For starters, Compact administration has a statewide impact, spans four major river basins with Colorado River tributaries, and could extend over a period of years. Compact administration is a blunt instrument and could easily create unanticipated and challenging results. Notably, Compact administration through simple curtailment does not have the nuance and flexibility of Colorado’s legal and regulatory framework for water rights administration. In Colorado, we have developed a range of tools that allow for flexibility in state water rights administration like conditional water rights, changes to water rights, plans for augmentation, and exchanges. No such tools or other considerations have been developed yet to assist in Compact administration, however. Consequently, any Compact administration in the current regulatory environment will undoubtedly involve lengthy and complicated legal battles as well as uncertainties and significant impacts to all those who rely upon the Colorado River.

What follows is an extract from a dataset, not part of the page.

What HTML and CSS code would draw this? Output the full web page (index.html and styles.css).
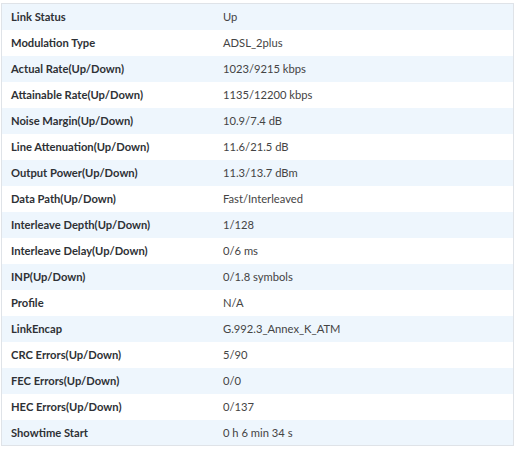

If disputes related to Compact administration are decided by litigation, such administration will be decided by decision-makers that do not have knowledge and expertise in water management. If, for example, we end up with litigation between the States over the nature of Compact administration, it is more likely that the federal government will get involved in managing the Upper Basin. Moreover, during the course of any litigation, while different interests in our state battle against one another, parts of our state would suffer protracted economic and social harm while disputed issues are resolved.
At this time, Compact administration using simple curtailment, is the basic and only way to meet our Compact obligations if the Upper Colorado River Commission determines Compact administration is necessary. But, because of the uncertainties and risks that are likely to result from it, we believe it is important to take advantage of the time we have now, before we are forced into a reactive position with only this one mechanism to meet Compact obligations, to develop strategic and collaborative solutions that would mitigate or avoid the blunt instrument of Compact administration through simple curtailment. To that end, we believe it is important to explore all possible options for meeting our Compact obligations, ideally preventing or reducing the negative impacts that would come from Compact administration.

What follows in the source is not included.